As to protest of negotiable promissory notes, see notes to Sections 118, 154 and 155.

§ 185. What Is a Check?-"A check is a bill of exchange drawn on a bank (Sec. 190) payable on demand. Except as herein otherwise provided, the provisions of this Act applicable to a bill of exchange payable on demand apply to a check."

In Shrieve v. Duckham, 1 Litt. 195 and Humphries v. Bicknell, 2 Litt. 297, the Court of Appeals gave the same definition of a check as that given in the above section. Afterwards, as will be shown in notes to the succeeding sections of this article, the Court drew certain distinctions between bills of exchange and checks, which no longer exist under this Act.

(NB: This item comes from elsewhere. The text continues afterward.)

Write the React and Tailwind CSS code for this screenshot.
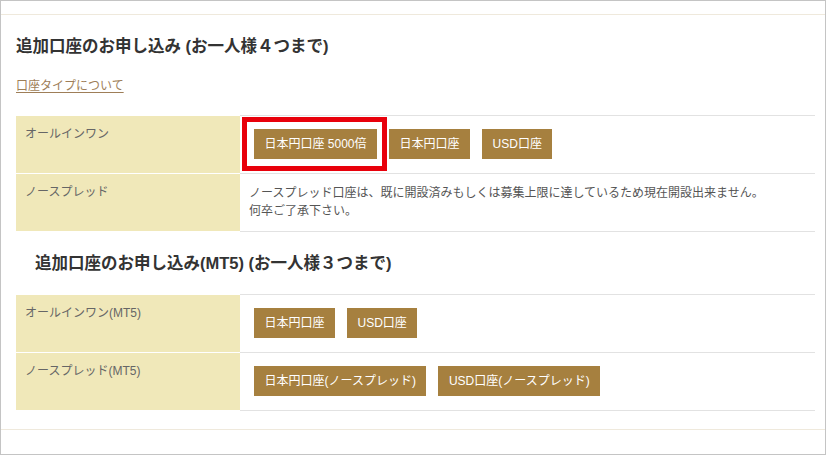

Since a check is now a bill of exchange and governed by the same rules, except as modified by Sections 186, 187, 188 and 189, it follows that a drawer of a check is released where the check was presented, dishonored, and due notice not given to him. See Section 89. This has changed the law of this State to this extent. See Lester v. Given, 8 Bush 357, where it was held that the drawer of a check was "in some sort the prin

cipal debtor and he was not discharged by any laches of the holder ** * in not giving him notice of dishonor, unless he suffered some loss or injury thereby and then only pro tanto."

Where a forged draft was paid by a bank by placing the proceeds to the credit of the holder (who was a party to the forgery) and he in turn paid a debt by a check on this deposit, and the bank paid this by giving the creditor credit by placing it to his credit and giving him a pass book evidencing his deposit, it was held that his and his assignee's rights were not affected by the original forgery, of which they knew nothing. J. M. Robinson & Co. v. Bank of Pineville, 146 Ky. 538, 142 S. W. 1065. To this extent this would be good law under this Act. But the holding in that case that the check to a third party gave the holder a right of action against the bank, is not now the rule. See Section 189 and note.

While it is a general rule that a bank must know the signatures of its depositors, and having paid a forged check to a holder in due course cannot recover back the money (Deposit Bank of Georgetown v. Fayette Nat. Bank, 90 Ky. 10, 13 S. W. 339, 11 K. L. R. 803), yet where the paying bank failed to have the holder identified and paid the forged check upon a forged indorsement, and thereafter the check was paid by the bank upon

which it was drawn, it was held that the money could be recovered by it from the paying bank, because first, of the negligence of the paying bank in not requiring identification and, second, because the paying bank warranted the forged indorsement. Farmers' Nat. Bank v. Farmers' & Traders' Bank, 159 Ky. 141, 166 S. W. 986.

For cases on protest see notes to Sections 118, 153 and 154.

§ 186. When a Check Must Be Presented. "A check must be presented for payment within a reasonable time (Sec. 192) after its issue, or the drawer will be discharged from liability thereon to the extent of the loss caused by the delay."

The facts being admitted the question of when a check should be presented is one of law to be determined by the Court, and where the parties and the bank on which the check is drawn are all residents of the same town, the check need not be presented for payment until the next secular day in order to hold the drawer. Cawein v. Browinski, 6 Bush 457.

But it will be noticed that this section refers exclusively to the drawer. If the check is not presented within a reasonable time the drawer is discharged only to the extent of loss caused by the delay. Lester v. Givens, 8 Bush 357; Smith v.